Il risultato è banale. Oltre il 50% della gente non va a votare. Al referendum sulla riforma della giustizia, un cambiamento costituzionale forse parteciperà il 30% degli elettori. I politici sono tra le categorie più screditate del Paese.

Solo nel 2025 forse 150mila giovani italiani, tra i migliori, sono emigrati all’estero. Sarebbero un paio di milioni i giovani ormai fuori dal Paese. Qualcuno strepita sulla mancata natalità, ma a che servono più ragazzi se poi non restano in Italia?

Per gli stranieri emigrati è parallelo. Sono circa due milioni, pagano le tasse ma sono senza cittadinanza e senza diritto al voto. Cioè non partecipano al dibattito civile. È ancora uguale per la finanza. I risparmiatori italiani sono gli unici dei Paesi avanzati che esportano capitali e investono all’estero – non hanno fiducia nel Paese.

La sicurezza per le strade, dai borseggiatori, dalla piccola criminalità, che rende la vita difficile alla gente comune, invece di essere una questione di stato, è ostaggio di polemiche ideologiche fra destra e sinistra.

C’è una voragine di rappresentanza quasi totale. Il Paese è governato da una classe autoreferenziale. La politica si è delegittimata da sola. Probabilmente se non ci fossero i vincoli della Unione europea e della Nato lo stato politico avrebbe già smesso di esistere o sarebbe diventato altro.

‎Eppure, al di là di questo elenco demoralizzante, il Paese è pieno di risorse e vitalità. Le opinioni marginalizzate sono quelle autentiche, le preoccupazioni vere della nazione e per la nazione. Ignorarle fa male a tutti, a cominciare da chi il paese lo guida.

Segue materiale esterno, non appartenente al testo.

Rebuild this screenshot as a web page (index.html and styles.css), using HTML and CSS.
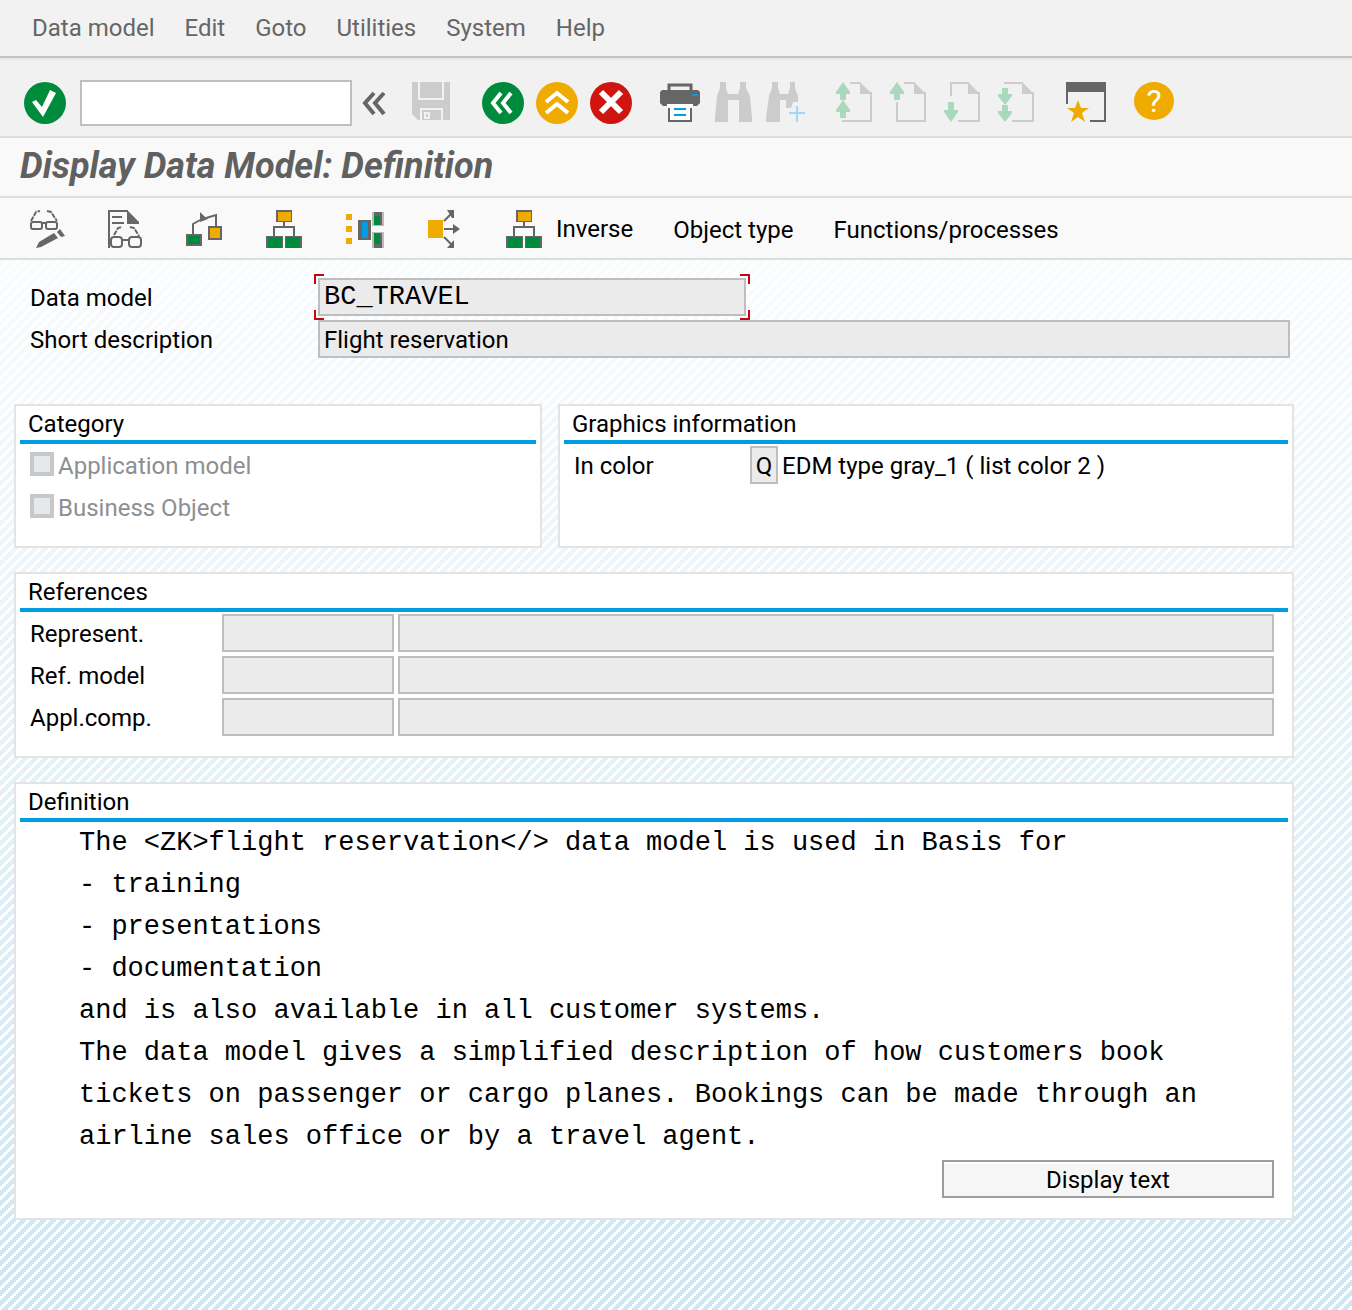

La politica, senza estremismi, con prudenza, calcolo, dovrebbe essere passione, missione. Non è un lavoro al catasto, un posto fisso con poltrona fissa, che a perderla non si sa che fare. Senza questo impegno, la fragilità italiana diventa molto pericolosa.

Il capo dello MI6 britannico ha raccontato che la strategia della Russia è esportare caos. La strage di Bondi in Australia dimostra che l’indifferenza o la simpatia più o meno nascosta per l’antisemitismo dei Pro-Pal sono stati i semi da cui sono nati e nasceranno nuovi frutti avvelenati. Lo stesso era avvenuto tra la fine degli anni ’60 e l’inizio degli anni ’70 in Italia. Slogan estremisti, spregiudicati hanno preparato il terreno al terrorismo che ha bruciato il Paese per oltre un decennio.

La somma della negligenza per l’antisemitismo e l’esportazione del caos russo dà una miscela esplosiva. Tanto più se si applica a un Paese con tante fragilità, anello debole di Ue e Nato. Dopo Bondi l’ipotesi che attentati feroci si ripetano in Italia non è peregrina.

Ora, come negli anni ’70 la risposta non può essere solo di polizia. L’Italia fermò e invertì l’ondata terrorista con la politica, reclutando forze non governative come il Pci. Così si uscì dall’emergenza preservando la democrazia.

Il Parlamento deve uscire dal suo isolamento, la politica deve trovare una sua nuova ampia legittimità. Deve recuperare forze intellettuali autentiche per proteggere sé stesso e la democrazia, altrimenti il rischio oltre alla frantumazione è della dittatura.